6. The system of claim 1, wherein the database includes private search terms entered into a desktop search program and public search terms corresponding to the private search terms.

7. The system of claim 1, wherein the digital data server and ad server are located in separate computers connected via the world wide web.

8. The system of claim 1, wherein the ad server includes a database containing category codes and digital ads corresponding to the category codes.

9. The system of claim 1, further comprising multiple user computers in communication with the ad server.

10. A method for selecting digital ads while privatizing personal information, comprising the steps of: collecting and storing, with a digital data processor, public search terms entered by a user into an internet based search program and date and time information corresponding to the public search terms; ranking the search terms according to relevancy, frequency, and/or affinity based on the collected information; and sending advertisements, with an ad server, to the user's computer based on the highest ranking search terms.

11. The method of claim 10, further comprising the step of collecting and storing, in a computer database, private search terms entered by a user into a desktop search program.

12. The method of claim 11, further comprising the step of matching the private search terms to category codes and sending the matched category codes to the ad server.

13. The method of claim 10, further comprising the step of matching a type of program used by the user to a category code and sending the matched category code to the ad server.

14. The method of claim 10, further comprising the step of creating a user profile based on the public search terms and the corresponding date and time information.

15. The method of claim 14, further comprising sending ads to the user's computer based on the user profile.

16. A method for sending ads to a users computer without revealing private information, comprising the steps of: storing, in a computer database, public search terms entered by a user into an internet based search program and storing date and time information corresponding to the public search terms; storing, in the computer database, private search terms entered by a user into a desktop search program and storing category codes that correspond to the private search terms; looking up the category codes with a computer processor and sending the category codes to an ad server; and sending ads, with an ad server, to the user's computer based on received category codes.

17. The method of claim 16, further comprising storing distribution information in the database.

18. The method of claim 17, further comprising sending the distribution information to the ad server and the ad server choosing ads based on the distribution information.

Description

CROSS-REFERENCE TO RELATED APPLICATIONS

[0001] This application claim priority to U.S. Provisional Patent Application Ser. No. 60/618,109, entitled "A System For Monetizing the Search of Private Desktop Content Based on Algorithmic Analysis of Public Web Search Terms," filed Oct. 13, 2004, hereby incorporated by reference in its entirety.
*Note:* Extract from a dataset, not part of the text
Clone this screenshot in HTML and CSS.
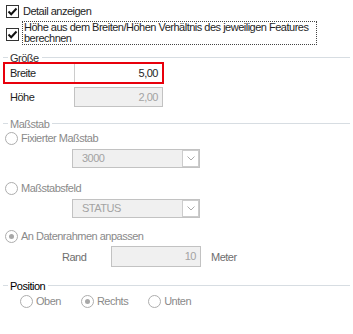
FILE: index.html
```html
<!DOCTYPE html>
<html lang="de">

<head>
    <meta charset="UTF-8">
    <title>Detail Einstellungen</title>
    <link rel="stylesheet" href="styles.css">
</head>

<body>
    <div id="panel">
        <div class="check first">
            <span class="box"><svg width="11" height="11" viewBox="0 0 11 11"><path d="M1.5 5.5 L4.2 8.2 L9.5 2.5" fill="none" stroke="#111" stroke-width="2"/></svg></span>
            <span class="text">Detail anzeigen</span>
        </div>
        <div class="check second">
            <span class="box"><svg width="11" height="11" viewBox="0 0 11 11"><path d="M1.5 5.5 L4.2 8.2 L9.5 2.5" fill="none" stroke="#111" stroke-width="2"/></svg></span>
            <span class="text focus">Höhe aus dem Breiten/Höhen Verhältnis des jeweiligen Features<br>berechnen</span>
        </div>

        <div class="legend size"><span class="label dark">Größe</span></div>
        <div class="row selected">
            <span class="label">Breite</span>
            <span class="field">5,00</span>
        </div>
        <div class="row second-row">
            <span class="label">Höhe</span>
            <span class="field disabled">2,00</span>
        </div>

        <div class="gray">
            <div class="legend scale"><span class="label">Maßstab</span></div>
            <div class="radio r1"><span class="circle"></span>Fixierter Maßstab</div>
            <div class="combo"><span class="value">3000</span><span class="arrow"><svg width="8" height="5" viewBox="0 0 8 5"><path d="M0.5 0.5 L4 4 L7.5 0.5" fill="none" stroke="#aaa"/></svg></span></div>
            <div class="radio r2"><span class="circle"></span>Maßstabsfeld</div>
            <div class="combo"><span class="value">STATUS</span><span class="arrow"><svg width="8" height="5" viewBox="0 0 8 5"><path d="M0.5 0.5 L4 4 L7.5 0.5" fill="none" stroke="#aaa"/></svg></span></div>
            <div class="radio r3"><span class="circle on"></span>An Datenrahmen anpassen</div>
            <div class="rand">
                <span class="rand-label">Rand</span>
                <span class="field disabled small">10</span>
                <span class="unit">Meter</span>
            </div>
        </div>

        <div class="legend pos"><span class="label black">Position</span></div>
        <div class="radios">
            <div class="radio"><span class="circle"></span>Oben</div>
            <div class="radio"><span class="circle on"></span>Rechts</div>
            <div class="radio"><span class="circle"></span>Unten</div>
        </div>
    </div>
</body>

</html>
```

FILE: styles.css
```css
body {
    margin: 0;
    background-color: #fff;
    font-family: "Liberation Sans", Arial, sans-serif;
    font-size: 11px;
    letter-spacing: -0.5px;
    color: #1e1e1e;
}

#panel {
    width: 353px;
    height: 334px;
    padding-top: 5px;
    box-sizing: border-box;
    overflow: hidden;
}

.check {
    display: flex;
    align-items: center;
    padding-left: 6px;
    height: 13px;
}

.check .box {
    width: 11px;
    height: 11px;
    border: 1px solid #333;
    display: flex;
    flex-shrink: 0;
}

.check .text {
    margin-left: 4px;
    line-height: 11px;
}

.check.second {
    margin-top: 3px;
    height: 24px;
}

.check.second .box {
    margin-top: 2px;
}

.focus {
    border: 1px dotted #444;
    padding: 0 8px 0 1px;
    margin-left: 3px;
    height: 22px;
}

.check .text.focus {
    margin-left: 3px;
}

.legend {
    display: flex;
    align-items: center;
    height: 9px;
    padding-left: 3px;
}

.legend::before {
    content: "";
    width: 5px;
    border-top: 1px solid #d7dde2;
}

.legend::after {
    content: "";
    flex: 1;
    margin: 0 3px 0 3px;
    border-top: 1px solid #d7dde2;
}

.legend .label {
    padding-left: 2px;
}

.legend.size {
    margin-top: 8px;
}

.legend.scale {
    margin-top: 12px;
}

.legend.pos {
    margin-top: 14px;
}

.dark {
    color: #333;
}

.black {
    color: #000;
}

.row {
    display: flex;
    align-items: center;
    width: 161px;
    height: 20px;
    margin-left: 3px;
    box-sizing: border-box;
    padding-left: 7px;
}

.row.selected {
    border: 2px solid #e8000c;
    height: 22px;
    padding-left: 5px;
}

.row.second-row {
    margin-top: 3px;
}

.row .label {
    width: 64px;
    flex-shrink: 0;
}

.field {
    width: 89px;
    height: 20px;
    box-sizing: border-box;
    text-align: right;
    line-height: 18px;
    padding-right: 4px;
    border-left: 1px solid #ccc;
}

.selected .field {
    height: 18px;
}

.field.disabled {
    border: 1px solid #c2c2c2;
    background-color: #f0f0f0;
    color: #a3a3a3;
}

.gray {
    color: #8a8a8a;
}

.radio {
    display: flex;
    align-items: center;
    padding-left: 5px;
    height: 16px;
}

.r1 {
    margin-top: 2px;
}

.r2 {
    margin-top: 12px;
}

.r3 {
    margin-top: 10px;
}

.circle {
    width: 11px;
    height: 11px;
    border: 1px solid #adadad;
    border-radius: 50%;
    margin-right: 3px;
    position: relative;
    flex-shrink: 0;
}

.circle.on::after {
    content: "";
    position: absolute;
    left: 3px;
    top: 3px;
    width: 5px;
    height: 5px;
    border-radius: 50%;
    background-color: #a8a8a8;
}

.combo {
    display: flex;
    width: 128px;
    height: 19px;
    margin: 3px 0 0 72px;
    border: 1px solid #c2c2c2;
    background-color: #f0f0f0;
    box-sizing: border-box;
}

.combo .value {
    flex: 1;
    padding-left: 9px;
    line-height: 17px;
    color: #a3a3a3;
}

.combo .arrow {
    width: 15px;
    border: 1px solid #ccc;
    background-color: #fff;
    display: flex;
    align-items: center;
    justify-content: center;
}

.rand {
    display: flex;
    align-items: center;
    margin-top: 2px;
    height: 21px;
}

.rand-label {
    width: 49px;
    padding-left: 62px;
    color: #6e6e6e;
}

.field.small {
    width: 90px;
    height: 21px;
}

.unit {
    margin-left: 10px;
    color: #6e6e6e;
}

.radios {
    display: flex;
    padding-left: 15px;
    margin-top: 3px;
    color: #8a8a8a;
}

.radios .radio {
    margin-right: 15px;
}
```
BACKGROUND OF THE INVENTION

[0002] Personal computer users are increasingly coming to accept and, indeed, welcome advertising on the computer "desktops" in exchange for quality software packages that are otherwise free (or inexpensive) to install. Software publishers are embracing this model, too, since advertising revenues can more then compensate publishers for their efforts in producing such software. A tool to improving those revenues is to insure that advertisements are targeted to users most likely to purchase the advertised goods.

[0003] Opt-in software that permits users to make specific designations of types of advertisements they are willing to accept has a low take rate, usually in the single digits. Hence, software publishers who are interested in taking advantage of this new software distribution model are forced to fall back more heavily on more traditional keyword-based systems that target advertising based on search terms entered by users in web browsers or desktop search programs. However, such search terms (or keywords) can prove a poor basis for targeting advertising since they are often so user-specific as to prove essentially ambiguous from the advertiser's perspective.

[0004] In addition, over the last few months we have seen many privacy issues arise with such keyword-based systems, both domestically and internationally. For example, the portal Google received bad press with its new mail package, because users quickly figured out that Google was reading their mail in order to extract the most relevant keywords to base ads on. In this particular case, the privacy violation was not even as serious as it might have been, since the Google ad server is most likely place in the same private data center, and on the same private intranet as the e-mail servers. What it means to users, is that their email is being read, and keywords are being extracted from it and used to select ads. At least Google has its own ad server, and therefore is not sending keywords extracted from the user's private email out over the public internet However, this is not the case with other conventional ad programs.

[0005] We have also read many articles and have heard much feedback from users, which goes along the following lines, "We don't mind if you send our search terms of the public Web over the public Internet to an ad server in order to bring back both Web search results and sponsored links. However, we have a big problem if you, in any way, shape or form, send the search terms for our private desktop content, or terms extracted from our private desktop content, over the public Internet."

[0006] It turns out that users are extremely protective of the private content stored on their PC hard drive, on private networks, or found on password-protected internet sites. Internet and computer users prefer to remain unanimous, and are adamant that search terms used in conjunction with their private desktop content, must never be sent out over the public Internet, either for the purposes of fetching an ad or for any other purposes, such as transfer to a central site for group behavior modeling.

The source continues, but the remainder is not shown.